Issue with cudaMemcpyToSymbol and Separable Compilation.

Hi,

I have discovered a problem with the cudaMemcpyToSymbol function and separable compilation when an executable is defined as a .cu file. I am using CMake to build my program.

Our application has a static initialized object which initializes the CUDA library and copies a constant to the constant memory cache as a cuComplex. This is occurring in the “Constants.cu” file listed below.

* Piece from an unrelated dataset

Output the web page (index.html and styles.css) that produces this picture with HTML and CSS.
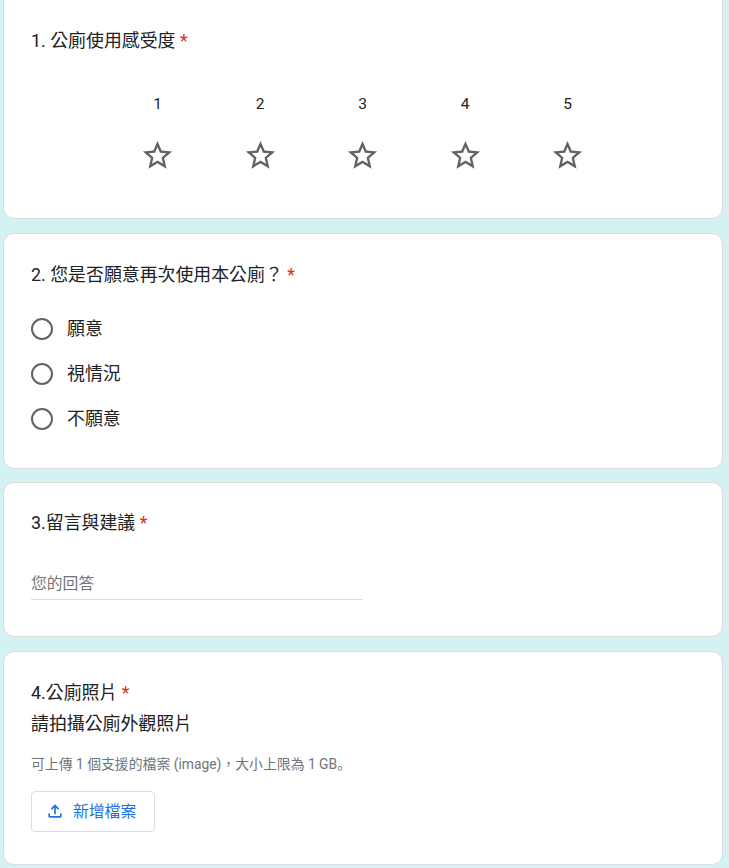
FILE: index.html
```html
<!DOCTYPE html>
<html lang="zh-Hant">
<head>
    <meta charset="UTF-8">
    <meta name="viewport" content="width=device-width, initial-scale=1.0">
    <title>公廁使用感受度</title>
    <link rel="stylesheet" href="styles.css">
</head>
<body>
    <main class="form">
        <section class="card card-rating">
            <h2 class="question">1. 公廁使用感受度 <span class="required">*</span></h2>
            <div class="rating">
                <div class="rating-item">
                    <span class="rating-label">1</span>
                    <svg class="star" viewBox="0 0 24 24"><path d="M22 9.24l-7.19-.62L12 2 9.19 8.63 2 9.24l5.46 4.73L5.82 21 12 17.27 18.18 21l-1.63-7.03L22 9.24zM12 15.4l-3.76 2.27 1-4.28-3.32-2.88 4.38-.38L12 6.1l1.71 4.04 4.38.38-3.32 2.88 1 4.28L12 15.4z"/></svg>
                </div>
                <div class="rating-item">
                    <span class="rating-label">2</span>
                    <svg class="star" viewBox="0 0 24 24"><path d="M22 9.24l-7.19-.62L12 2 9.19 8.63 2 9.24l5.46 4.73L5.82 21 12 17.27 18.18 21l-1.63-7.03L22 9.24zM12 15.4l-3.76 2.27 1-4.28-3.32-2.88 4.38-.38L12 6.1l1.71 4.04 4.38.38-3.32 2.88 1 4.28L12 15.4z"/></svg>
                </div>
                <div class="rating-item">
                    <span class="rating-label">3</span>
                    <svg class="star" viewBox="0 0 24 24"><path d="M22 9.24l-7.19-.62L12 2 9.19 8.63 2 9.24l5.46 4.73L5.82 21 12 17.27 18.18 21l-1.63-7.03L22 9.24zM12 15.4l-3.76 2.27 1-4.28-3.32-2.88 4.38-.38L12 6.1l1.71 4.04 4.38.38-3.32 2.88 1 4.28L12 15.4z"/></svg>
                </div>
                <div class="rating-item">
                    <span class="rating-label">4</span>
                    <svg class="star" viewBox="0 0 24 24"><path d="M22 9.24l-7.19-.62L12 2 9.19 8.63 2 9.24l5.46 4.73L5.82 21 12 17.27 18.18 21l-1.63-7.03L22 9.24zM12 15.4l-3.76 2.27 1-4.28-3.32-2.88 4.38-.38L12 6.1l1.71 4.04 4.38.38-3.32 2.88 1 4.28L12 15.4z"/></svg>
                </div>
                <div class="rating-item">
                    <span class="rating-label">5</span>
                    <svg class="star" viewBox="0 0 24 24"><path d="M22 9.24l-7.19-.62L12 2 9.19 8.63 2 9.24l5.46 4.73L5.82 21 12 17.27 18.18 21l-1.63-7.03L22 9.24zM12 15.4l-3.76 2.27 1-4.28-3.32-2.88 4.38-.38L12 6.1l1.71 4.04 4.38.38-3.32 2.88 1 4.28L12 15.4z"/></svg>
                </div>
            </div>
        </section>

        <section class="card card-choice">
            <h2 class="question">2. 您是否願意再次使用本公廁？ <span class="required">*</span></h2>
            <div class="choices">
                <div class="choice"><span class="radio"></span><span>願意</span></div>
                <div class="choice"><span class="radio"></span><span>視情況</span></div>
                <div class="choice"><span class="radio"></span><span>不願意</span></div>
            </div>
        </section>

        <section class="card card-text">
            <h2 class="question">3.留言與建議 <span class="required">*</span></h2>
            <div class="answer">您的回答</div>
        </section>

        <section class="card card-upload">
            <h2 class="question">4.公廁照片 <span class="required">*</span></h2>
            <p class="description">請拍攝公廁外觀照片</p>
            <p class="hint">可上傳 1 個支援的檔案 (image)<span class="low-punct">，</span>大小上限為 1 GB<span class="low-punct">。</span></p>
            <button class="upload-button" type="button">
                <svg class="upload-icon" viewBox="0 0 24 24"><path d="M18 15v3H6v-3H4v3c0 1.1.9 2 2 2h12c1.100 0 2-.9 2-2v-3h-2zM7 9l1.410 1.410L11 7.830V16h2V7.830l2.590 2.580L17 9l-5-5-5 5z"/></svg>
                <span>新增檔案</span>
            </button>
        </section>
    </main>
</body>
</html>
```

FILE: styles.css
```css
html, body {
    height: 100%;
    overflow: hidden;
}

body {
    background-color: #d4f2f2;
    font-family: Roboto, "Noto Sans CJK TC", sans-serif;
    color: #202124;
    margin: 0;
}

.form {
    display: flex;
    flex-direction: column;
    gap: 14px;
    width: 720px;
    margin: -10px 0 0 3px;
}

.card {
    box-sizing: border-box;
    background: #ffffff;
    border: 1px solid #dadce0;
    border-radius: 11px;
    padding: 0 27px;
}

.card-rating {
    height: 229px;
    padding-top: 38px;
}

.card-choice {
    height: 236px;
    margin-bottom: -1px;
    padding-top: 29px;
}

.card-text {
    height: 155px;
    padding-top: 28px;
}

.card-upload {
    height: 214px;
    padding-top: 29px;
}

.question {
    font-size: 17.9px;
    font-weight: 400;
    line-height: 24px;
    margin: 0;
}

.required {
    color: #d93025;
}

.rating {
    display: grid;
    grid-template-columns: repeat(5, 102.5px);
    justify-content: center;
    margin: 41px 1px 0 0;
}

.rating-item {
    display: flex;
    flex-direction: column;
    align-items: center;
}

.rating-label {
    font-size: 15.5px;
    line-height: 20px;
}

.star {
    width: 35px;
    height: 35px;
    margin-top: 24px;
    fill: #5f6368;
}

.choices {
    display: flex;
    flex-direction: column;
    gap: 21px;
    margin-top: 30px;
}

.choice {
    display: flex;
    align-items: center;
    gap: 14px;
    font-size: 17.9px;
    line-height: 24px;
}

.radio {
    box-sizing: border-box;
    width: 22px;
    height: 22px;
    border: 2px solid #5f6368;
    border-radius: 50%;
}

.answer {
    width: 332px;
    margin-top: 37px;
    padding-bottom: 3px;
    border-bottom: 1px solid #dadce0;
    color: #70757a;
    font-size: 15.8px;
    line-height: 24px;
}

.description {
    font-size: 17.9px;
    line-height: 24px;
    margin: 7px 0 0;
}

.hint {
    color: #70757a;
    font-size: 13.85px;
    line-height: 18px;
    margin: 18px 0 0;
}

/* comma and full stop sit low in this font variant */
.low-punct {
    font-family: "Noto Sans CJK SC", sans-serif;
}

.upload-button {
    display: flex;
    align-items: center;
    gap: 8px;
    box-sizing: border-box;
    width: 124px;
    height: 41px;
    margin-top: 18px;
    padding: 0 0 2px 13px;
    background: #ffffff;
    border: 1px solid #dadce0;
    border-radius: 4px;
    color: #1a73e8;
    font-family: inherit;
    font-size: 15.8px;
}

.upload-icon {
    width: 20px;
    height: 20px;
    fill: #1a73e8;
}
```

However, when the executable is defined as a .cu I am getting a CUDA error which states “invalid device symbol”. This issue does NOT occur if I make the executable a .cpp file. As every single file in our application goes through this startup process, I would like to allow .cu executables to be built, but at the moment I cannot allow this due this problem.

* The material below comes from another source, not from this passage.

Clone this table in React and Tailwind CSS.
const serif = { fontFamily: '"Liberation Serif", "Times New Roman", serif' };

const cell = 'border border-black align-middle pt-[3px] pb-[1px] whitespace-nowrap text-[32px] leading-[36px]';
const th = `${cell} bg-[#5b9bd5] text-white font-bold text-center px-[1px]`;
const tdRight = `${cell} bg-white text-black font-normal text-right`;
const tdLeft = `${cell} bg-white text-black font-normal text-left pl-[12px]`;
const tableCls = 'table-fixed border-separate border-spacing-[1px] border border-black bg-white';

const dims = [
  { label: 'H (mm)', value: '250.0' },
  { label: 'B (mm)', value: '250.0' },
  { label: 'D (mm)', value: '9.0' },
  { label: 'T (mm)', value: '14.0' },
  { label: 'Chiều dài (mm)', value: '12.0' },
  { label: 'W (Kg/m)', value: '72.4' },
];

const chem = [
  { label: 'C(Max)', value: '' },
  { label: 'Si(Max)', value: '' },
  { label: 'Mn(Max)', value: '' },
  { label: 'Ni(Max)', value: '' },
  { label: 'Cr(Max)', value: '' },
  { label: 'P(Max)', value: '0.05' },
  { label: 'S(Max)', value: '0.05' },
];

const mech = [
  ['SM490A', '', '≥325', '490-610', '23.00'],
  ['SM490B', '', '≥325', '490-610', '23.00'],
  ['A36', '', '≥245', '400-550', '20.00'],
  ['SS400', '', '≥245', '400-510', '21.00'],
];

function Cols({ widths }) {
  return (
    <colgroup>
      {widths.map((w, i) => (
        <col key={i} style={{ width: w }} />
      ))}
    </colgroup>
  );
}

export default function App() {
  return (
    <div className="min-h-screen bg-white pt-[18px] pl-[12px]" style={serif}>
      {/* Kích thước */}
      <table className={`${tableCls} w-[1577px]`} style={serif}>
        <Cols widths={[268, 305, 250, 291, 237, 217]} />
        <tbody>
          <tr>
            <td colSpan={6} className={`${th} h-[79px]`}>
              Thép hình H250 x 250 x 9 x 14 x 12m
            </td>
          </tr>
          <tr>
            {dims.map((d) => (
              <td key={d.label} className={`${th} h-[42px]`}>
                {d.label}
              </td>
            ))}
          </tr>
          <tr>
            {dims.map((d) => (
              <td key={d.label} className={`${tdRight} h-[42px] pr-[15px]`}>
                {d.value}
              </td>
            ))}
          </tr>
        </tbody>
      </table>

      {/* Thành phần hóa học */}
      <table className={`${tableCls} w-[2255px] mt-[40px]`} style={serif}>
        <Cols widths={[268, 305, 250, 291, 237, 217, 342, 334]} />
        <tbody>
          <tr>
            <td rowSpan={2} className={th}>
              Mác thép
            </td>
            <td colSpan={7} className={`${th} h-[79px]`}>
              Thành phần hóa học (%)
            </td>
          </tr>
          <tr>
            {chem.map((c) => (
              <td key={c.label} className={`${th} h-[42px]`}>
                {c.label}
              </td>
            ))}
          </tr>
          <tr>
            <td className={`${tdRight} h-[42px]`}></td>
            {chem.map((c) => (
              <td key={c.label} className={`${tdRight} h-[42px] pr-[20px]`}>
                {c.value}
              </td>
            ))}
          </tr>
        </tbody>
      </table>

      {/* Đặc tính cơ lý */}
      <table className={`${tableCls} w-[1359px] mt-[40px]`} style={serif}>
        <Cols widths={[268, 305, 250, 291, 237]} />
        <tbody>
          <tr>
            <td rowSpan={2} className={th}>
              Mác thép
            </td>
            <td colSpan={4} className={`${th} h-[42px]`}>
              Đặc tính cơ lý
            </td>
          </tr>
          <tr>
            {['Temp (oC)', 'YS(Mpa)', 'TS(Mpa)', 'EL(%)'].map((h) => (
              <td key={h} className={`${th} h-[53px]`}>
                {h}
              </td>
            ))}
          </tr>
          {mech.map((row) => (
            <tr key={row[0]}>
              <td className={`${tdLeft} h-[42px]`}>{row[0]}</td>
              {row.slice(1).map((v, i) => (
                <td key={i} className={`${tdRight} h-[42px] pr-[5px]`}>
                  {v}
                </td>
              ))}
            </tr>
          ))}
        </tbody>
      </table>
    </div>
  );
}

The static initialization code is defined in a static library which is linked into a shared library via separable compilation. The non functioning code has been placed inside either the static library or the shared library and works properly in neither of them.

Why is this not working when an executable is defined as a .cu file in CMake?

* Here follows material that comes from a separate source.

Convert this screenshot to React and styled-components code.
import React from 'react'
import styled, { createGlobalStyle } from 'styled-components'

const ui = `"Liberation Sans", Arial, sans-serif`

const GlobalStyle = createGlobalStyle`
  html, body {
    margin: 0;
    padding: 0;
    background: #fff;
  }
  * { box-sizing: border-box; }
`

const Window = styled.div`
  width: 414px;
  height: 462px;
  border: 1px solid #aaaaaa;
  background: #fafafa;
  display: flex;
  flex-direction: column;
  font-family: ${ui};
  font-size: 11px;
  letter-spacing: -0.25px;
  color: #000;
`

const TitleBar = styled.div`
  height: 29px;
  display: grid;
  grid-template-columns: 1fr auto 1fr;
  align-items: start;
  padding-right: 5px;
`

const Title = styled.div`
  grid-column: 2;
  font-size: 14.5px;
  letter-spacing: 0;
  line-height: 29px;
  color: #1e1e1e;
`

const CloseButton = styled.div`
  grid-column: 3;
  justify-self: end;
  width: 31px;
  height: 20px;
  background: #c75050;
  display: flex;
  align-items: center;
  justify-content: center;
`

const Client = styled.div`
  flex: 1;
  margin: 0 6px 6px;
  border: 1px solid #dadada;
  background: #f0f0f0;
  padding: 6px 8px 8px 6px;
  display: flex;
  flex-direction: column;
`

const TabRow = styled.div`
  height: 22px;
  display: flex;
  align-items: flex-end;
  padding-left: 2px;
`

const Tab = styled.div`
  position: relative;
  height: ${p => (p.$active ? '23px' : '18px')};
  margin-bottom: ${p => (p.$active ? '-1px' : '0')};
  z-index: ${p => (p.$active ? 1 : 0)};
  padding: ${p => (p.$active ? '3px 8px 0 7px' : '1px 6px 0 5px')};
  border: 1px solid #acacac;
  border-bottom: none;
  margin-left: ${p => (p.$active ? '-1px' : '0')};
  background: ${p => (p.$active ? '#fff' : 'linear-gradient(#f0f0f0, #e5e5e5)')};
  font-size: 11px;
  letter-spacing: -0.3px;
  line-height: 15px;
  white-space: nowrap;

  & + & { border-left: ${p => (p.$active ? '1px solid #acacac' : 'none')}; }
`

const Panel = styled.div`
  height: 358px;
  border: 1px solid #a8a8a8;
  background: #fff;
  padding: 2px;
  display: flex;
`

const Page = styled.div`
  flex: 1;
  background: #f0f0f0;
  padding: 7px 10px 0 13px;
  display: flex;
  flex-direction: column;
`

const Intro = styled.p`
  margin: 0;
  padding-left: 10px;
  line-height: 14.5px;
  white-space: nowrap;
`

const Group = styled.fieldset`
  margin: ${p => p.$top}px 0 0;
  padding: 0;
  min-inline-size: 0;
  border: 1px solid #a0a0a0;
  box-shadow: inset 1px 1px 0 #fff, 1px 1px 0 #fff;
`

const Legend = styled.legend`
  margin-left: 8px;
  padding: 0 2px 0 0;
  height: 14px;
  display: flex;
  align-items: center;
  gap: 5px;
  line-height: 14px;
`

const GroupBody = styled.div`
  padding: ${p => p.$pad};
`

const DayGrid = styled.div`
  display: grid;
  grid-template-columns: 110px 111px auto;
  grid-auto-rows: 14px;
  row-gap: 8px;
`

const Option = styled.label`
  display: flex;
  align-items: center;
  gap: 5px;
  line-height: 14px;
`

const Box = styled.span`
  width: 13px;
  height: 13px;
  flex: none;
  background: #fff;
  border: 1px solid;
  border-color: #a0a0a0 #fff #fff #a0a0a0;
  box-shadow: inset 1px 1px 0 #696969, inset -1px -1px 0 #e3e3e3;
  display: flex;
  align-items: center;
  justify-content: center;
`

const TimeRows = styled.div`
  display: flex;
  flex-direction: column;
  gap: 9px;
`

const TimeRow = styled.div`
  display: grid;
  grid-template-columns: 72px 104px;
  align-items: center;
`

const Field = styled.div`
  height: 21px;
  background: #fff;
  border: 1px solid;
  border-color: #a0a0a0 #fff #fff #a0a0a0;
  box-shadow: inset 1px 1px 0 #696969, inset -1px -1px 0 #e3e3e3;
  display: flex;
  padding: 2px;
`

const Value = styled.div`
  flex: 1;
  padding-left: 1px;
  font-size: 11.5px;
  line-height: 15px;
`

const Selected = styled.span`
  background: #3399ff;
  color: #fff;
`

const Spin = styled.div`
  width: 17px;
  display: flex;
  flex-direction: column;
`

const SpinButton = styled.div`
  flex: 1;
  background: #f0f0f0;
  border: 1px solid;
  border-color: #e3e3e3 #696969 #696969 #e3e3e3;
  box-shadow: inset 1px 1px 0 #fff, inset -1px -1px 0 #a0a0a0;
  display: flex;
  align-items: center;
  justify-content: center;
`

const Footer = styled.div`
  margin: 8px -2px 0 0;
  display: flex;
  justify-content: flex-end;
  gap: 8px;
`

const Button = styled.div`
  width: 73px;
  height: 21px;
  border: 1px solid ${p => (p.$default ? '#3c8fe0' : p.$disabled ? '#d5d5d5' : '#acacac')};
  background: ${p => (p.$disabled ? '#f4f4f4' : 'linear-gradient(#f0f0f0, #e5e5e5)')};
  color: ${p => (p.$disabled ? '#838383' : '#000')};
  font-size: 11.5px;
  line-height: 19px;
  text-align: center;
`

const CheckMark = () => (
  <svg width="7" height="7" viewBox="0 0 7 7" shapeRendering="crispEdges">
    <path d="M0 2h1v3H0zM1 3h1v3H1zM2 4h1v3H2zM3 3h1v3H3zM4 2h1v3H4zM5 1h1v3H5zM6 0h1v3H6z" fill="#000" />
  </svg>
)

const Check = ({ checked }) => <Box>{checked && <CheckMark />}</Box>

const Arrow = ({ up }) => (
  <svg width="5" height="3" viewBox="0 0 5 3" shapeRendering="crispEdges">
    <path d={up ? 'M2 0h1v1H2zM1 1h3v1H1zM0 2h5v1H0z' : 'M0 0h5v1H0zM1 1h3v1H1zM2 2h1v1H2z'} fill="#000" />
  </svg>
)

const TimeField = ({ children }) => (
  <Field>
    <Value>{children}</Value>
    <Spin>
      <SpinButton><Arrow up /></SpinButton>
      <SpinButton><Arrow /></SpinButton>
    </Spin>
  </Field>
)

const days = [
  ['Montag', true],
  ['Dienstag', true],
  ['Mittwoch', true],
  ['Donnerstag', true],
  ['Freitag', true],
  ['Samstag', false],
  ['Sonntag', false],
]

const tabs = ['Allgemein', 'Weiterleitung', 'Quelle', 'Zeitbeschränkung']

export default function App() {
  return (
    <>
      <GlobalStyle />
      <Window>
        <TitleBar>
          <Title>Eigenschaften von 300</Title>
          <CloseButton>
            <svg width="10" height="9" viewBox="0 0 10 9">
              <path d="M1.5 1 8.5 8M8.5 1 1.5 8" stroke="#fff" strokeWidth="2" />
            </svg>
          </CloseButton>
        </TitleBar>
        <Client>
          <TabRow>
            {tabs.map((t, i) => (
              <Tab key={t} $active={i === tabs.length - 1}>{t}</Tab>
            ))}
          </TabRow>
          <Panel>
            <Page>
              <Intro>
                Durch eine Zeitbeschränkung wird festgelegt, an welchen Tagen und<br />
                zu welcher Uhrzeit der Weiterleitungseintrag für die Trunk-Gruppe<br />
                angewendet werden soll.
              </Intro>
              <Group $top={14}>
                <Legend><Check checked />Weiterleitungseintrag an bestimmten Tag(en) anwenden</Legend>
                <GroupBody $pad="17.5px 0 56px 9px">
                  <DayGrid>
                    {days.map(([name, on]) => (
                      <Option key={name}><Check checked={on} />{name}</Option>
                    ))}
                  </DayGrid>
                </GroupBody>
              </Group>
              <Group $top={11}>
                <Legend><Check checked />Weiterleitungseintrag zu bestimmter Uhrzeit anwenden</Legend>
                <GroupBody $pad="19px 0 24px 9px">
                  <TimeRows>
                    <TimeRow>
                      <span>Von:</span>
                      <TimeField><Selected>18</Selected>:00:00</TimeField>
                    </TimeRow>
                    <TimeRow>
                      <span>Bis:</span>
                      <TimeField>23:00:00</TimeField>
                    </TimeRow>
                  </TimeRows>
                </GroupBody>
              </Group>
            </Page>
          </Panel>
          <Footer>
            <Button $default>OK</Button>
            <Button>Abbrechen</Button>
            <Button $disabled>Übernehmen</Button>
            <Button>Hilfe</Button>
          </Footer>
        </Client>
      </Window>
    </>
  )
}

The code with non-relevant portions stripped out:

Constants.hpp

#include <cmath>
#include <complex>

#ifdef __CUDA_ARCH__
#include <cuComplex.h>
#else
#include <complex>
#endif

#include <DEWM/cuda/CudaInterface.hpp>

#ifndef DEWM_Constants_INC
#define DEWM_Constants_INC

namespace dewm
{
    /*!< Average dielectric constant for polarization computation. Obtained from "Radar Reflectivity of Land and Sea".
         Currently using the value stated for 'average land' of 10 for epsilon prime. Epsilon double prime isn't given, so a value was used inbetween moist and dry land in the table.*/

    // CuComplex doesn't provide a constructor so this has to be stored in the constant memory cache.
    // Also, this constant must be defined in a CPP file, to avoid multiple definition errors. This is due to how
    // the CUDA file linking works.
    extern __device__ __constant__ cuComplex CU_AVERAGE_LAND_DIELECTRIC_CONSTANT;

    /*!
     * \brief Structs that are defined as const in this header are not usable in CUDA kernels. CUDA can only use constants defind in the host
     * if they are of floating or integral type. To use these structs in CUDA kernels, we must copy them to the constant memory cache on each
     * cuda card.
     */
    CUDA_HOST void writeCudaStructsToConstantMemory( );
}

#endif

Constants.cu ( in libDEWM.a or libDEWM.so, doesn’t work in either case )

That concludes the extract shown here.